__EXERCISE DIRECTIONS__.
List the lines of this listing that hold the word "screenshot".

__GIVEN INFORMATION__.
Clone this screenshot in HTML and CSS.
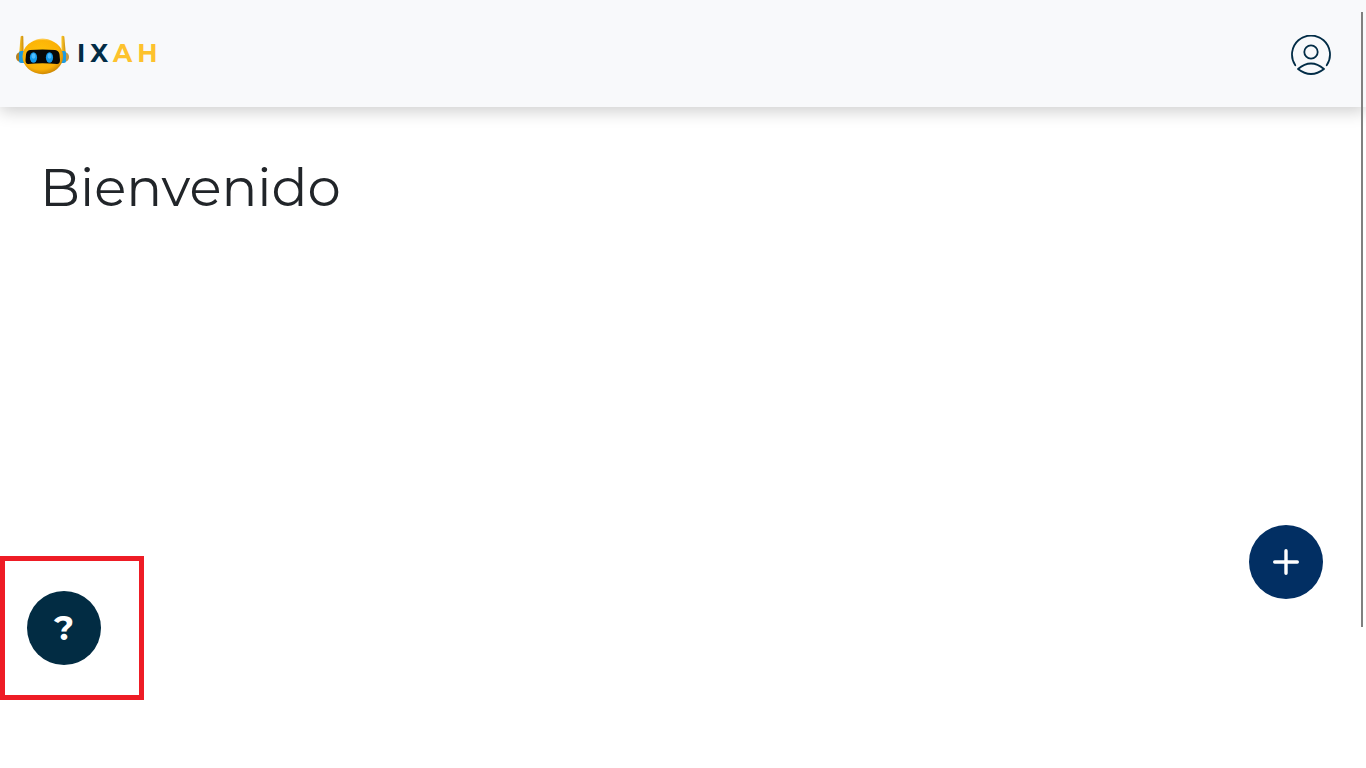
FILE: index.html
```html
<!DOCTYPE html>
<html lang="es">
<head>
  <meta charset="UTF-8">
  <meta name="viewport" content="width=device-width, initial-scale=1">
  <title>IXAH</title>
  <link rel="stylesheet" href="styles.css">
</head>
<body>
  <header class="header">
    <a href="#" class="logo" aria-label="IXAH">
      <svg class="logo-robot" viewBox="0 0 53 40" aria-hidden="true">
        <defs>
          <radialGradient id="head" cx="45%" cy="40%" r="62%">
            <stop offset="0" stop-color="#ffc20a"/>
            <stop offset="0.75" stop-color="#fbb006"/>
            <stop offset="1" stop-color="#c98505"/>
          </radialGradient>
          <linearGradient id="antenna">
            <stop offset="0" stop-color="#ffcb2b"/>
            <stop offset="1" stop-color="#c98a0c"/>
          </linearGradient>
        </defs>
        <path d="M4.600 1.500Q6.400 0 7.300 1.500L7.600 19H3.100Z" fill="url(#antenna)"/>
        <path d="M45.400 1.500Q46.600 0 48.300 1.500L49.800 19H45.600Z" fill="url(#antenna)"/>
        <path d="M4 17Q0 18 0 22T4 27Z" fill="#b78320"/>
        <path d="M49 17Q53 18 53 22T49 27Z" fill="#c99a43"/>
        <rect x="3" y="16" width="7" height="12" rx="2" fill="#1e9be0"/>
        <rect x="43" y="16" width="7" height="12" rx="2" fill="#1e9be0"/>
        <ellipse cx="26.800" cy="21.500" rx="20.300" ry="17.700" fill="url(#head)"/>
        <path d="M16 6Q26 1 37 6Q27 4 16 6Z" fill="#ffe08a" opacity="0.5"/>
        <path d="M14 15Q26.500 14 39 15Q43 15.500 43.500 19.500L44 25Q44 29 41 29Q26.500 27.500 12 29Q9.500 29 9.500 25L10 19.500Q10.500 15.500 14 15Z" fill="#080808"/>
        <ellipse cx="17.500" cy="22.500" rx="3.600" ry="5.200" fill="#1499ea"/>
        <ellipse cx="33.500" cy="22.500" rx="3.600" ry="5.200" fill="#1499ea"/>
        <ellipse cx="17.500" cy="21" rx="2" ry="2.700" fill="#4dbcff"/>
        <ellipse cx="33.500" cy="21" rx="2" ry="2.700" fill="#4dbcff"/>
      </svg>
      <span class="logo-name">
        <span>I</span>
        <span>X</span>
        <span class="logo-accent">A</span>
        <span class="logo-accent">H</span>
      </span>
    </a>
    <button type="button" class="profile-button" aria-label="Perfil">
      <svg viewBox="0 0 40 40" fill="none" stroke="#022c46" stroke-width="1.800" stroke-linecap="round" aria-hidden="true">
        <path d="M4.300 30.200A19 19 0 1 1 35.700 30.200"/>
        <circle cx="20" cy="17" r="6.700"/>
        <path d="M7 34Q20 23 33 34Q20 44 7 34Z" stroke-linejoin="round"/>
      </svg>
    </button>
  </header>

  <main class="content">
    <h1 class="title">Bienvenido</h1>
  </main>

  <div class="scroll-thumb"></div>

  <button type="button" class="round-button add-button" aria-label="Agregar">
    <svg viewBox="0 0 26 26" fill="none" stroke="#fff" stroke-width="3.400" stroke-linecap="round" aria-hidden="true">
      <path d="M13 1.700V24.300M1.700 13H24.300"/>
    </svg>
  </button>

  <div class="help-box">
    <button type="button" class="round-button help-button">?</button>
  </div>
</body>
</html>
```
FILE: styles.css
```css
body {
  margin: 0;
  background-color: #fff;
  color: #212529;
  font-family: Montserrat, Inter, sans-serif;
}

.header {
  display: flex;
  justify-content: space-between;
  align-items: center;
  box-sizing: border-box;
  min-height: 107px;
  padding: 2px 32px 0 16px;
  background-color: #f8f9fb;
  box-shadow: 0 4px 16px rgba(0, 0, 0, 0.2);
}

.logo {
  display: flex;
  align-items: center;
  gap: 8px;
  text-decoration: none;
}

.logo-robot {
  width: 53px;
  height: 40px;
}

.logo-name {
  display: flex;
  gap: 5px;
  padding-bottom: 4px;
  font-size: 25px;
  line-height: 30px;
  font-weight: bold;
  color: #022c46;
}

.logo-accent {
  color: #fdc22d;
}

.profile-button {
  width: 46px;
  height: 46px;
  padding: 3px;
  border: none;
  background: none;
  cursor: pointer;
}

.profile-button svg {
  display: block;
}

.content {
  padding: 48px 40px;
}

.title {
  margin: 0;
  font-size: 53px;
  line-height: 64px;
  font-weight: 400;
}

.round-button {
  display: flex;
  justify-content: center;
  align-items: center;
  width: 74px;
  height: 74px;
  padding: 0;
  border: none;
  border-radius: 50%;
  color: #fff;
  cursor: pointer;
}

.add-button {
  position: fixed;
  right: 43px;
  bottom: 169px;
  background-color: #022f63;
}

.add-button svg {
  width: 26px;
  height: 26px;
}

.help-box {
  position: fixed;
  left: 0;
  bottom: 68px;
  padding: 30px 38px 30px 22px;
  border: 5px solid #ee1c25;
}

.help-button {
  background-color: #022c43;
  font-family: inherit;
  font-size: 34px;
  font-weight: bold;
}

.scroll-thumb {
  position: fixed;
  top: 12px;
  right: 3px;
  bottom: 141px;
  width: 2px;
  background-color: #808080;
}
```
...
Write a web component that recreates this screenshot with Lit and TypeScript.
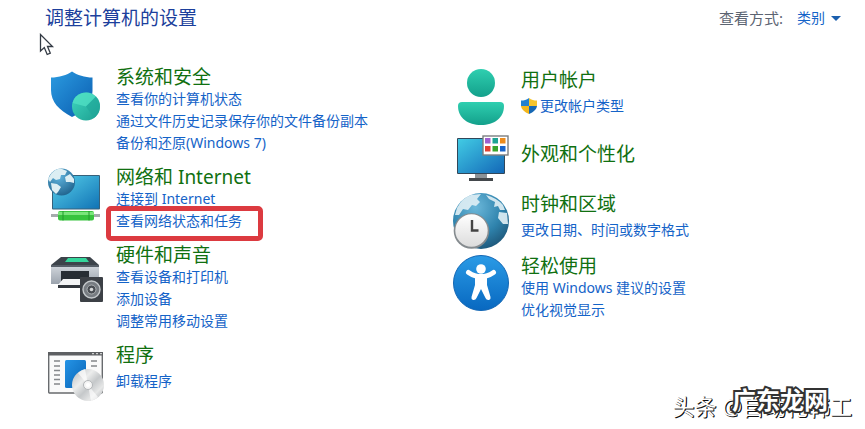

__EXERCISE OUTPUT__.
Clone this screenshot in HTML and CSS.
Write a web component that recreates this screenshot with Lit and TypeScript.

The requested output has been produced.